**** Given material ****

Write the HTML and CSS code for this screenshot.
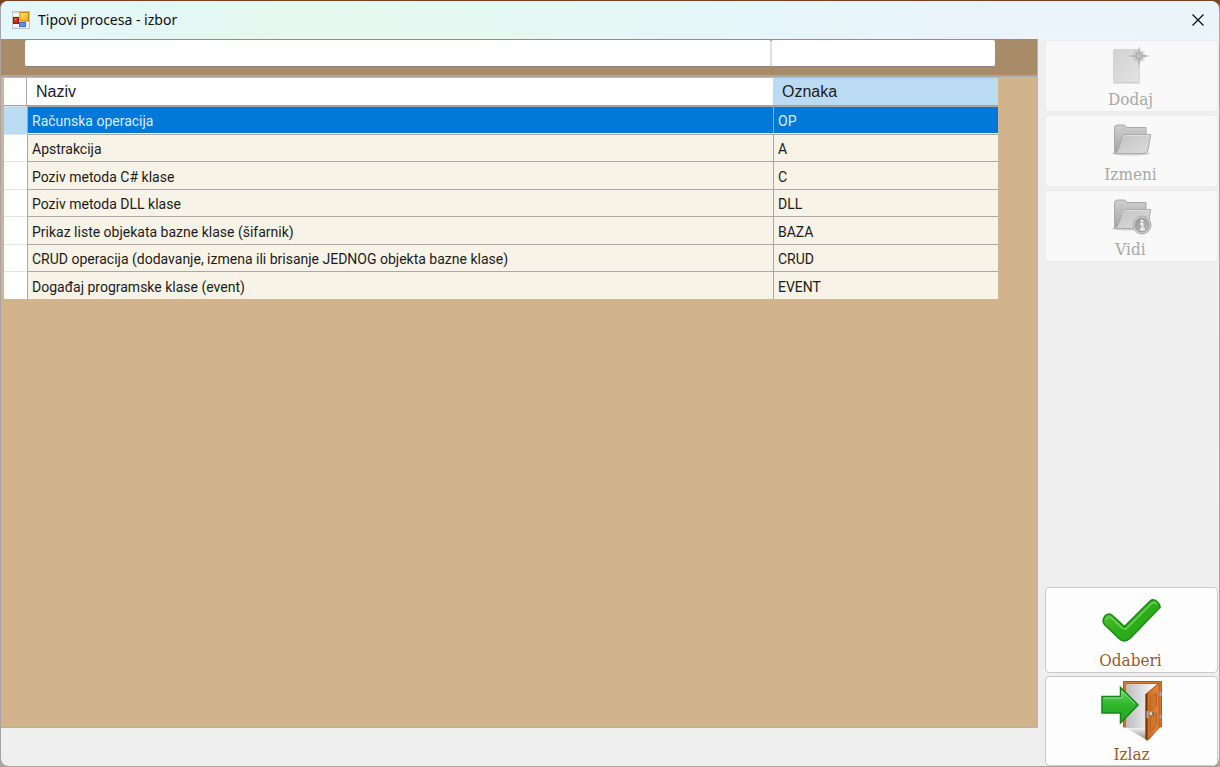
FILE: index.html
```html
<!DOCTYPE html>
<html lang="sr-Latn">
<head>
<meta charset="utf-8">
<title>Tipovi procesa - izbor</title>
<link rel="stylesheet" href="styles.css">
</head>
<body>
<div class="window">
  <header class="titlebar">
    <svg class="app-icon" width="18" height="18" viewBox="0 0 18 18" aria-hidden="true">
      <defs>
        <linearGradient id="yel" x1="0" y1="0" x2="1" y2="1"><stop offset="0" stop-color="#ffe680"/><stop offset="1" stop-color="#e8a800"/></linearGradient>
      </defs>
      <rect x="0.5" y="0.5" width="17" height="17" fill="#dfe4e7" stroke="#b9c3c8"/>
      <path d="M1 4h6M6.500 11v6M15.500 11v6M1 14.500h6" stroke="#fff" stroke-width="2"/>
      <rect x="1.500" y="6.500" width="5" height="6" fill="#c3281c" stroke="#8d1b12"/>
      <rect x="2.500" y="7.500" width="2" height="2" fill="#e8776c"/>
      <rect x="8" y="1.500" width="8.500" height="8.500" fill="url(#yel)" stroke="#c08a10"/>
      <rect x="7.500" y="11.500" width="6" height="4" fill="#5b93e6" stroke="#3b6fc4"/>
    </svg>
    <h1 class="title">Tipovi procesa - izbor</h1>
    <button class="close" type="button" aria-label="Zatvori">
      <svg width="14" height="14" viewBox="0 0 14 14" aria-hidden="true"><path d="M1.500 1.500l11 11M12.500 1.500l-11 11" stroke="#111" stroke-width="1.300" fill="none"/></svg>
    </button>
  </header>
  <div class="content">
    <main class="main">
      <section class="panel">
        <form class="filters">
          <input class="filter filter-name" type="text" aria-label="Naziv">
          <input class="filter filter-code" type="text" aria-label="Oznaka">
        </form>
        <div class="grid-area">
          <table class="grid">
            <colgroup><col class="col-mark"><col class="col-name"><col class="col-code"></colgroup>
            <thead>
              <tr><th class="mark"></th><th scope="col">Naziv</th><th scope="col" class="active">Oznaka</th></tr>
            </thead>
            <tbody>
              <tr class="selected"><td class="mark"></td><td>Računska operacija</td><td>OP</td></tr>
              <tr><td class="mark"></td><td>Apstrakcija</td><td>A</td></tr>
              <tr><td class="mark"></td><td>Poziv metoda C# klase</td><td>C</td></tr>
              <tr><td class="mark"></td><td>Poziv metoda DLL klase</td><td>DLL</td></tr>
              <tr><td class="mark"></td><td>Prikaz liste objekata bazne klase (šifarnik)</td><td>BAZA</td></tr>
              <tr><td class="mark"></td><td>CRUD operacija (dodavanje, izmena ili brisanje JEDNOG objekta bazne klase)</td><td>CRUD</td></tr>
              <tr><td class="mark"></td><td>Događaj programske klase (event)</td><td>EVENT</td></tr>
            </tbody>
          </table>
        </div>
      </section>
    </main>
    <aside class="side">
      <button class="action" type="button" disabled>
        <svg width="42" height="42" viewBox="0 0 42 42" aria-hidden="true">
          <defs>
            <linearGradient id="page" x1="0" y1="0" x2="1" y2="1"><stop offset="0" stop-color="#d2d2d2"/><stop offset=".5" stop-color="#dadada"/><stop offset="1" stop-color="#e3e3e3"/></linearGradient>
            <radialGradient id="glow"><stop offset="0" stop-color="#aaa"/><stop offset="1" stop-color="#c8c8c8" stop-opacity="0"/></radialGradient>
          </defs>
          <rect x="3.500" y="4.500" width="26" height="33" rx="1" fill="url(#page)" stroke="#d5d5d5"/>
          <path d="M3 38h27" stroke="#c9c9c9"/>
          <circle cx="29" cy="11" r="8" fill="url(#glow)"/>
          <path d="M29 1l1.500 7 3-2-2 3.500 9 1.500-9 1.500 2 3.500-3-2L29 22l-1.500-8-3 2 2-3.500-9-1.500 9-1.500-2-3.500 3 2z" fill="#b4b4b4"/>
          <circle cx="29" cy="11" r="1.500" fill="#ccc"/>
        </svg>
        <span>Dodaj</span>
      </button>
      <button class="action" type="button" disabled>
        <svg width="42" height="42" viewBox="0 0 42 42" aria-hidden="true">
          <defs>
            <linearGradient id="back" x1="0" y1="0" x2="0" y2="1"><stop offset="0" stop-color="#cfcfcf"/><stop offset="1" stop-color="#a4a4a4"/></linearGradient>
            <linearGradient id="front" x1="0" y1="0" x2="1" y2="1"><stop offset="0" stop-color="#c3c3c3"/><stop offset="1" stop-color="#dcdcdc"/></linearGradient>
          </defs>
          <g id="folder">
            <ellipse cx="21" cy="33.500" rx="19" ry="2" fill="#d0d0d0"/>
            <path d="M4.500 33V8q0-3 3-3H14q2 0 2.500 2.500H36V17L30 33z" fill="url(#back)" stroke="#a9a9a9"/>
            <path d="M5 33.500q3-2 4-6l3-9q1-4 4-4h24.500q.5 0 0 1.500L38 30q-1 3.500-3 3.500z" fill="url(#front)" stroke="#ababab"/>
            <path d="M13 18q1-2.500 3-2.500h23" fill="none" stroke="#ddd"/>
          </g>
        </svg>
        <span>Izmeni</span>
      </button>
      <button class="action" type="button" disabled>
        <svg width="42" height="42" viewBox="0 0 42 42" aria-hidden="true">
          <defs><linearGradient id="info" x1="0" y1="0" x2="1" y2="1"><stop offset="0" stop-color="#969696"/><stop offset="1" stop-color="#bcbcbc"/></linearGradient></defs>
          <use href="#folder"/>
          <circle cx="32" cy="30" r="9" fill="#d6d6d6" stroke="#a8a8a8"/>
          <circle cx="32" cy="30" r="7" fill="url(#info)" stroke="#999"/>
          <circle cx="32" cy="26" r="1.500" fill="#eee"/>
          <path d="M30 29h2.500v5M30 34.500h5" stroke="#eee" stroke-width="2" fill="none"/>
        </svg>
        <span>Vidi</span>
      </button>
      <div class="spacer"></div>
      <button class="action choose" type="button">
        <svg width="60" height="46" viewBox="0 0 60 46" aria-hidden="true">
          <defs><linearGradient id="chk" x1="0" y1="0" x2="1" y2="1"><stop offset="0" stop-color="#5cc83a"/><stop offset=".5" stop-color="#2fae1c"/><stop offset="1" stop-color="#1ea010"/></linearGradient></defs>
          <path d="M4 18q4-4 8 0L23.500 28.500 49 3q3.500-2.500 7 .5t3 6L29 40.500q-6 5-11 0L3.500 26.500q-3-4 .5-8.500z" fill="url(#chk)" stroke="#1a8a16" stroke-width="1.500"/>
          <path d="M5 22q2-4 5-2.500L21 30q3 2 5 0L51 5q3-1.500 5 1" fill="none" stroke="#74d35c" stroke-width="1.500"/>
        </svg>
        <span>Odaberi</span>
      </button>
      <button class="action exit" type="button">
        <svg width="62" height="62" viewBox="0 0 62 62" aria-hidden="true">
          <defs>
            <linearGradient id="hall" x1="0" y1="0" x2="1" y2="0"><stop offset="0" stop-color="#bdbdbd"/><stop offset="1" stop-color="#fff"/></linearGradient>
            <linearGradient id="floor" x1="0" y1="0" x2="0" y2="1"><stop offset="0" stop-color="#f2f2f2"/><stop offset="1" stop-color="#8c8c8c"/></linearGradient>
            <linearGradient id="wood" x1="0" y1="0" x2="1" y2="0"><stop offset="0" stop-color="#c9691f"/><stop offset="1" stop-color="#e08a40"/></linearGradient>
            <linearGradient id="arr" x1="0" y1="0" x2="0" y2="1"><stop offset="0" stop-color="#70d56a"/><stop offset=".5" stop-color="#2fb52b"/><stop offset="1" stop-color="#22a81f"/></linearGradient>
          </defs>
          <path d="M22.500 1.500h38V47h-3V4H25v43h-2.500z" fill="#d9762c" stroke="#b2561a"/>
          <path d="M25 4h31L46 14v34H25z" fill="url(#hall)"/>
          <path d="M25 48h21v12z" fill="url(#floor)"/>
          <path d="M45 14L58 3V48L47 60h-2z" fill="url(#wood)" stroke="#b25a1a"/>
          <path d="M45.500 14v45.500" stroke="#7b340b" stroke-width="2"/>
          <path d="M49.500 18l6-5v13l-6 4zM49.500 37l6-4v12l-6 7z" fill="#d27429" stroke="#bb6220"/>
          <path d="M46.500 31v7M59.500 12v4M59.500 35v3" stroke="#aaa" stroke-width="2"/>
          <path d="M49 33.500h4" stroke="#665" stroke-width="3"/>
          <circle cx="50" cy="33.500" r="1.500" fill="#ddd"/>
          <path d="M1 16.500h18.500V7.500L37 25 19.500 43V33H1z" fill="url(#arr)" stroke="#13851a" stroke-width="1.500"/>
          <path d="M2.500 18H21v-7l13 13" fill="none" stroke="#8fe389"/>
        </svg>
        <span>Izlaz</span>
      </button>
    </aside>
  </div>
</div>
</body>
</html>
```

FILE: styles.css
```css
* { box-sizing: border-box; }

body {
  margin: 0;
  padding: 1px 1px 1px 0;
  height: 100vh;
  background: linear-gradient(#7d4424 0 2px, #aaa6a2 12px, #a8a49c);
  font-family: "Liberation Sans", Arial, sans-serif;
  color: #1c1c1c;
}

.window {
  display: flex;
  flex-direction: column;
  height: 100%;
  border-left: 1px solid #a5a5a5;
  border-radius: 8px;
  overflow: hidden;
  background: #efefef;
}

.titlebar {
  display: flex;
  align-items: center;
  flex: none;
  height: 38px;
  padding: 0 14px 0 11px;
  background: linear-gradient(90deg, #e6f7fb 0, #e4f7f4 13%, #e6f8ef 24%, #e6f8f2 40%, #e6f6f9 60%, #eaf4fa 85%, #ebf4f8);
}

.title {
  flex: 1;
  margin: 0 0 0 8px;
  font: 14px/20px "Noto Sans", sans-serif;
  color: #111;
}

.close {
  display: flex;
  padding: 0;
  border: 0;
  background: none;
}

.content { display: flex; flex: 1; min-height: 0; }

.main { flex: 1; padding-bottom: 38px; min-width: 0; }

.panel {
  height: 100%;
  border-right: 1px solid #b5b5b5;
  border-bottom: 1px solid #b0b0b0;
  background: #d2b48c;
}

.filters {
  display: flex;
  height: 38px;
  padding: 1px 42px 8px 24px;
  background: #a88b68;
  border-bottom: 2px solid #a9a9ac;
}

.filter {
  height: 27px;
  min-width: 0;
  padding: 0 4px;
  border: 0;
  border-bottom: 1px solid #858585;
  border-radius: 2px;
  background: #fff;
  font: 15px "Liberation Sans", sans-serif;
}
.filter-name { flex: 1; border-right: 1px solid #e2e0de; }
.filter-code { width: 224px; border-left: 1px solid #e2e0de; }

.grid-area { padding: 1px 39px 0 3px; }

.grid {
  width: 100%;
  table-layout: fixed;
  border-collapse: separate;
  border-spacing: 0;
}
.col-mark { width: 23px; }
.col-code { width: 225px; }

.grid th {
  height: 28px;
  padding: 0 9px;
  background: #fff;
  border-bottom: 1px solid #a0a0a0;
  font: 16px/20px "Liberation Sans", Arial, sans-serif;
  text-align: left;
}
.grid th.active { background: #bbdbf2; }
.grid th.mark { border-right: 1px solid #a9a9a9; }

.grid td {
  height: 27px;
  padding: 2px 4px 0;
  background: #f7f3e6;
  border-top: 1px solid #a9a9a9;
  border-left: 1px solid #a9a9a9;
  font: 14px/20px Roboto, sans-serif;
  white-space: nowrap;
}
.grid tr:nth-child(odd) td { height: 28px; }
.grid td.mark {
  padding: 0;
  background: #fff;
  border-left: 0;
  border-top-color: #e4e4e4;
}
.grid .selected td {
  background: #0078d7;
  border-bottom: 1px solid #fff;
  color: #dceefe;
}
.grid .selected td.mark { background: #bbdbf2; border-bottom: 0; }

.side {
  display: flex;
  flex-direction: column;
  gap: 3px;
  flex: none;
  width: 181px;
  padding: 1px 1px 0 7px;
}
.spacer { flex: 1; }

.action {
  display: flex;
  flex-direction: column;
  align-items: center;
  justify-content: space-between;
  height: 86px;
  padding: 10px 2px 0 0;
  border: 1px solid #c9c9c9;
  border-radius: 4px;
  background: #fdfdfd;
  color: #9a5a2c;
  font: 17px/24px "DejaVu Serif Condensed", "DejaVu Serif", serif;
}
.action:disabled {
  height: 72px;
  padding-top: 4px;
  border-color: #ececec;
  background: #f9f9f9;
  color: #a8a8a8;
}
.action svg { flex: none; }
.exit { height: 90px; padding: 3px 0 2px; }
```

****

## Given task
Each line that has the word "code" counts once. How many such lines are in the data? Give the number alone.

## Task output
5